Show-quality huskies, also known as “quality” huskies, have been bred for confirmation. Breeders focus heavily on meeting the breed standard, rather than on the husky’s performance.
Working huskies, on the other hand, are bred to pull sleds. They are more energetic and a bit larger than show Siberians. They may be more independent as well.
Agouti coloring is expected in the working line, and rare in the show line. Working huskies typically have a denser coat than show huskies, to protect them in arctic conditions.
The tail is another difference between the two. Working huskies typically have a curved tail, while show huskies sport a straight tail. The curved tail helps the huskies balance when sledding.
Seppalas are, in many respects, closer to the working lines of Siberian huskies than the show lines. However, there are still distinctive differences.
Seppala vs Siberian Huskies
Seppalas differ from Siberian huskies in their height and weight, body structure, and temperament.
Height And Weight
Seppala huskies are slightly larger than Siberians, and they weigh a bit less than a Siberians of the same size.
Male Seppalas reach 21-25 inches tall and weigh 38-65 pounds. A Siberian male will reach 21-24 inches tall, and weigh 45-60 pounds.
Female Seppalas are smaller, growing to 19-23 inches tall, and weighing 30-55 pounds. Female Siberians are 20-22 inches tall and weigh 35 to 50 pounds.
There are a few differences in the body structure as well. Seppala huskies have taller ears, which are closer together. They also have slightly longer bodies than Siberians.
Their tails differ as well. Seppalas have curved, or sickle-shaped tails, while Siberians have straight tails.
Both breeds are very loyal, affectionate, and willing to please their owners. However, Seppalas tend to be better behaved, and easier to train than Siberians, which are known for their stubborn streak.
Seppalas are highly active but very eager to please their owners. Both breeds are often considered fearless. However, the trait is stronger in the Seppala. They are very alert and aware of the danger, but never seem to be scared.
Population And Popularity
Siberian huskies are very popular today. They are considered the 12th most popular dog in the U.S. today, which makes them very common.
Seppala huskies, on the other hand, are very rare. It’s estimated that there are currently only a few hundred pure Seppalas left.
Is My Husky A Seppala?
Many husky owners want to know if their dog is a Seppala. The truth is, your husky likely has some Seppala lineage.
In fact, one of the huskies considered crucial to modern show lines was 68% Seppala. Most purebred Siberian huskies will have a majority of Seppala DNA. However, they must be at least 93% Seppala to be recognized as Seppala.

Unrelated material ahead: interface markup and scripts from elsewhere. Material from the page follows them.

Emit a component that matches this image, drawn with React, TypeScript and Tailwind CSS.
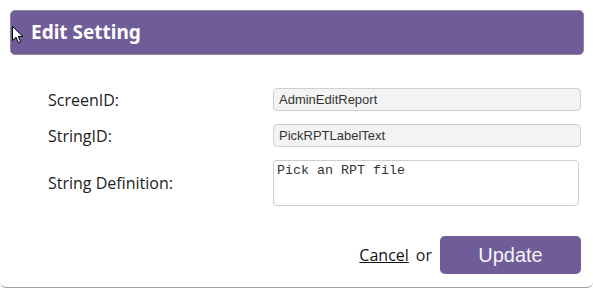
import React from "react";

function Cursor() {
  return (
    <svg
      className="absolute left-[12px] top-[26px]"
      width="12"
      height="18"
      viewBox="0 0 12 18"
    >
      <path
        d="M0.5 0.5 L0.5 14.5 L4 11.2 L6.4 16.8 L8.6 15.8 L6.3 10.4 L11 10.4 Z"
        fill="#fff"
        stroke="#000"
        strokeWidth="1"
      />
    </svg>
  );
}

const labelCls =
  "w-[225px] text-[16px] text-[#222] font-['Open_Sans','Noto_Sans',sans-serif]";
const inputCls =
  "w-[308px] h-[23px] rounded-[4px] border border-[#cfcfcf] bg-[#f3f3f3] pl-[5px] flex items-center text-[13px] text-[#333] font-['Liberation_Sans',Arial,sans-serif]";

export default function App() {
  return (
    <div className="relative w-[593px] h-[288px] bg-white overflow-hidden border-b border-[#a0a0a0] rounded-b-[6px]">
      <div className="pt-[10px] px-[10px]">
        <div className="h-[45px] w-[574px] rounded-[5px] border border-[#8e86a0] bg-[#705c98] flex items-center pl-[20px]">
          <span className="text-white text-[19px] font-bold font-['Noto_Sans','Open_Sans',sans-serif]">
            Edit Setting
          </span>
        </div>
      </div>
      <Cursor />

      <div className="pl-[48px] pt-[33px] flex flex-col gap-[13px]">
        <div className="flex items-center h-[23px]">
          <label className={labelCls}>ScreenID:</label>
          <div className={inputCls}>AdminEditReport</div>
        </div>
        <div className="flex items-center h-[23px]">
          <label className={labelCls}>StringID:</label>
          <div className={inputCls}>PickRPTLabelText</div>
        </div>
        <div className="flex items-center h-[46px]">
          <label className={labelCls}>String Definition:</label>
          <div className="w-[306px] h-[46px] rounded-[4px] border border-[#cfcfcf] bg-white pl-[3px] pt-[2px] text-[13.33px] leading-[15px] text-[#333] font-['Liberation_Mono','Courier_New',monospace]">
            Pick an RPT file
          </div>
        </div>
      </div>

      <div className="flex items-center justify-end pr-[12px] pt-[30px]">
        <a className="underline text-[16px] text-[#111] mr-[7px] font-['Open_Sans','Noto_Sans',sans-serif]">
          Cancel
        </a>
        <span className="text-[16px] text-[#222] mr-[8px] font-['Open_Sans','Noto_Sans',sans-serif]">
          or
        </span>
        <button className="w-[141px] h-[38px] rounded-[5px] bg-[#705c98] text-[#f4f4f4] text-[20px] flex items-center justify-center font-['Liberation_Sans',Arial,sans-serif]">
          Update
        </button>
      </div>
    </div>
  );
}
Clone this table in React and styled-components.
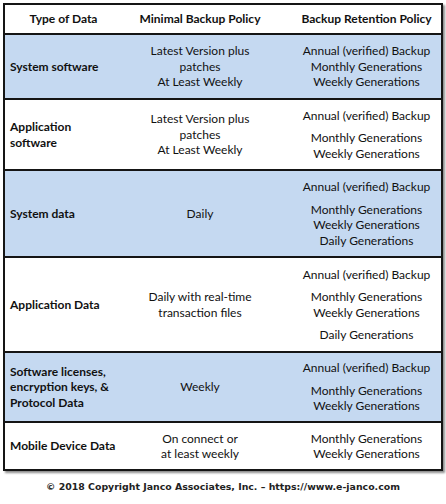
import React from "react";
import styled, { createGlobalStyle } from "styled-components";

const Global = createGlobalStyle`
  html, body { margin: 0; padding: 0; background: #fff; }
  body { font-family: Lato, "Open Sans", sans-serif; color: #111; }
`;

const Page = styled.div`
  width: 446px;
  height: 504px;
  padding: 3px 0 0 3px;
  box-sizing: border-box;
  display: flex;
  flex-direction: column;
`;

const Table = styled.div`
  width: 440px;
  box-sizing: border-box;
  border: 2px solid #151515;
  box-shadow: 2px 2px 2px rgba(0, 0, 0, 0.45);
  display: flex;
  flex-direction: column;
`;

const Row = styled.div`
  display: grid;
  grid-template-columns: 117px 156px 1fr;
  height: ${(p) => p.$h}px;
  box-sizing: border-box;
  background: ${(p) => (p.$blue ? "#c5d9f1" : "#fff")};
  border-bottom: ${(p) => (p.$last ? "none" : "2px solid #151515")};
`;

const Cell = styled.div`
  display: flex;
  flex-direction: column;
  justify-content: center;
  align-items: ${(p) => (p.$left ? "flex-start" : "center")};
  text-align: ${(p) => (p.$left ? "left" : "center")};
  padding-left: ${(p) => p.$pl || 0}px;
  font-size: 12px;
  line-height: 15.5px;
  font-weight: ${(p) => (p.$bold ? 700 : 400)};
  white-space: nowrap;
`;

const Line = styled.div`
  margin-top: ${(p) => (p.$gap ? 7 : 0)}px;
`;

const Footer = styled.div`
  margin-top: 10px;
  width: 440px;
  text-align: center;
  font-family: "DejaVu Sans", Verdana, sans-serif;
  font-weight: 700;
  font-size: 9.4px;
  color: #222;
`;

const rows = [
  {
    h: 65, blue: true,
    c1: ["System software"],
    c2: ["Latest Version plus", "patches", "At Least Weekly"],
    c3: [["Annual (verified) Backup"], ["Monthly Generations"], ["Weekly Generations"]],
  },
  {
    h: 71,
    c1: ["Application", "software"],
    c2: ["Latest Version plus", "patches", "At Least Weekly"],
    c3: [["Annual (verified) Backup"], ["Monthly Generations", true], ["Weekly Generations"]],
  },
  {
    h: 87, blue: true,
    c1: ["System data"],
    c2: ["Daily"],
    c3: [["Annual (verified) Backup"], ["Monthly Generations", true], ["Weekly Generations"], ["Daily Generations"]],
  },
  {
    h: 95,
    c1: ["Application Data"],
    c2: ["Daily with real-time", "transaction files"],
    c3: [["Annual (verified) Backup"], ["Monthly Generations", true], ["Weekly Generations"], ["Daily Generations", true]],
  },
  {
    h: 70, blue: true,
    c1: ["Software licenses,", "encryption keys, &", "Protocol Data"],
    c2: ["Weekly"],
    c3: [["Annual (verified) Backup"], ["Monthly Generations", true], ["Weekly Generations"]],
  },
  {
    h: 46, last: true,
    c1: ["Mobile Device Data"],
    c2: ["On connect or", "at least weekly"],
    c3: [["Monthly Generations"], ["Weekly Generations"]],
  },
];

export default function App() {
  return (
    <Page>
      <Global />
      <Table>
        <Row $h={30}>
          <Cell $bold>Type of Data</Cell>
          <Cell $bold>Minimal Backup Policy</Cell>
          <Cell $bold $pl={14}>Backup Retention Policy</Cell>
        </Row>
        {rows.map((r, i) => (
          <Row key={i} $h={r.h} $blue={r.blue} $last={r.last}>
            <Cell $left $bold $pl={5}>
              {r.c1.map((t) => <Line key={t}>{t}</Line>)}
            </Cell>
            <Cell>
              {r.c2.map((t) => <Line key={t}>{t}</Line>)}
            </Cell>
            <Cell $pl={14}>
              {r.c3.map(([t, g]) => <Line key={t} $gap={g}>{t}</Line>)}
            </Cell>
          </Row>
        ))}
      </Table>
      <Footer>© 2018 Copyright Janco Associates, Inc. – https://www.e-janco.com</Footer>
    </Page>
  );
}
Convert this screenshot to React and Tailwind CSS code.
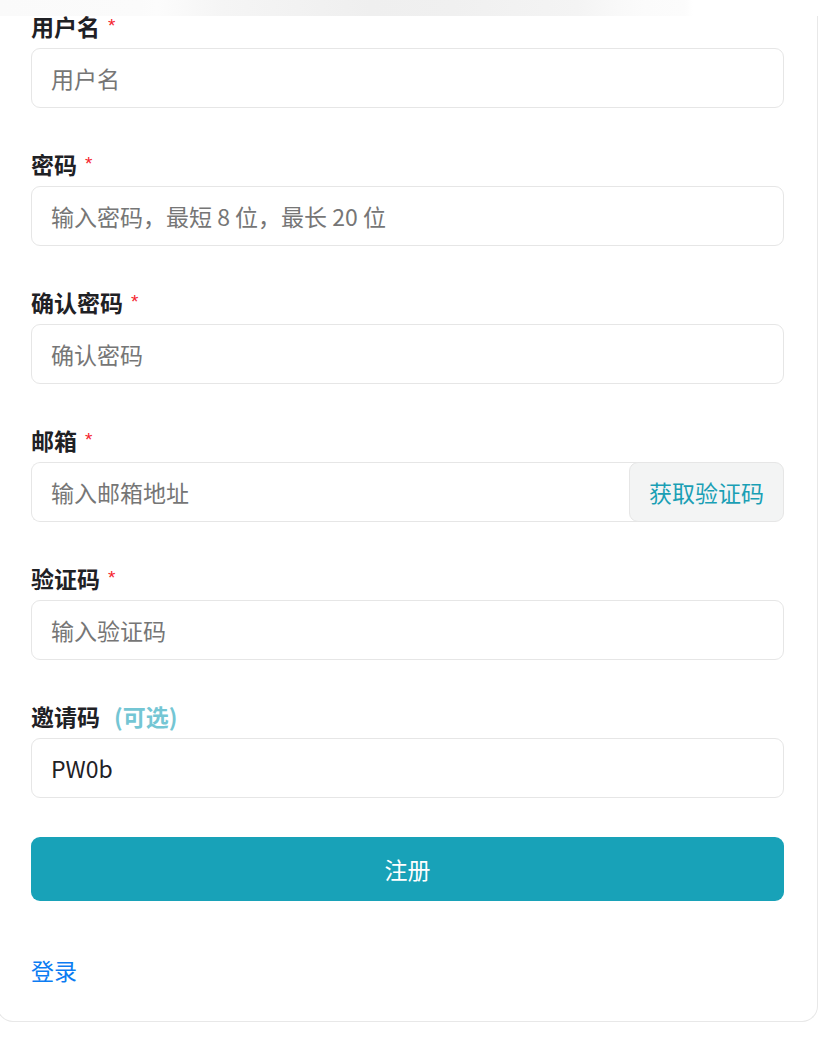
import React from "react";

function Field({ label, extra, children, required = true }) {
  return (
    <div className="flex flex-col">
      <div className="h-[30px] flex items-center text-[23px] leading-[30px] font-bold text-[#1f2125]">
        <span className="-mt-[3px]">{label}</span>
        {required && (
          <span className="self-start mt-[4px] ml-[8px] font-['Liberation_Sans',sans-serif] text-[19px] leading-[19px] font-normal text-[#f5222d]">
            *
          </span>
        )}
        {extra}
      </div>
      <div className="mt-[6px]">{children}</div>
    </div>
  );
}

const inputCls =
  "w-full h-[60px] rounded-[9px] border border-[#e6e6e6] bg-white px-[19px] text-[23px] text-[#1f2125] placeholder:text-[#767676] outline-none";

export default function App() {
  return (
    <div className="relative min-h-[1041px] bg-white font-['Noto_Sans_CJK_SC','Noto_Sans',sans-serif]">
      <div className="fixed top-0 left-0 right-0 z-20 h-[16px] bg-[linear-gradient(90deg,#fafafa_0%,#fbfbfb_17%,#fcfcfc_19%,#f5f5f5_27%,#efefef_45%,#f0f0f0_55%,#f4f4f4_70%,#f9f9f9_75%,#fbfbfb_78%,#fcfcfc_83%,#ffffff_84%,#ffffff_100%)]" />
      <div className="ml-[-3px] w-[821px] rounded-b-[16px] border border-t-0 border-[#e8e8e8] bg-white px-[33px] pt-[12px] pb-[34px]">
        <div className="flex flex-col gap-[42px]">
          <Field label="用户名">
            <input className={inputCls} placeholder="用户名" />
          </Field>
          <Field label="密码">
            <input className={inputCls} placeholder="输入密码，最短 8 位，最长 20 位" />
          </Field>
          <Field label="确认密码">
            <input className={inputCls} placeholder="确认密码" />
          </Field>
          <Field label="邮箱">
            <div className="flex h-[60px]">
              <input
                className="flex-1 h-[60px] rounded-l-[9px] border border-r-0 border-[#e6e6e6] bg-white pl-[19px] text-[23px] placeholder:text-[#767676] outline-none"
                placeholder="输入邮箱地址"
              />
              <button className="relative z-10 -ml-[8px] h-[60px] w-[155px] rounded-[9px] border border-[#e6e6e6] bg-[#f3f4f4] text-[23px] text-[#1a9fb5]">
                获取验证码
              </button>
            </div>
          </Field>
          <Field label="验证码">
            <input className={inputCls} placeholder="输入验证码" />
          </Field>
          <Field
            label="邀请码"
            required={false}
            extra={<span className="-mt-[3px] ml-[14px] text-[23px] font-bold text-[#74c6d4]">(可选)</span>}
          >
            <input className={inputCls} defaultValue="PW0b" />
          </Field>
        </div>
        <button className="mt-[39px] h-[64px] w-full rounded-[9px] bg-[#18a2b8] text-[23px] text-white">
          注册
        </button>
        <div className="mt-[54px] h-[32px] leading-[30px] text-[23px] text-[#0c7cf2]">
          <a href="#">登录</a>
        </div>
      </div>
    </div>
  );
}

Is Togo’s bloodline Still Alive?
As long as Seppala huskies exist, Togo’s bloodline can be considered to live on.
Togo’s skeleton is on display at the Iditarod Trail Sled Dog Race Headquarters Museum, which is in Wasilla, AK.
What Happened To Leonard Seppala?
In 1928, Seppala and his wife Constance moved to Fairbanks, Alaska. In 1946, they moved to Seattle, where they resided until their death.
He visited Alaka in 1961 and was still loved by the Alaskan people. Seppala and his wife were buried together in Nome, Alaska.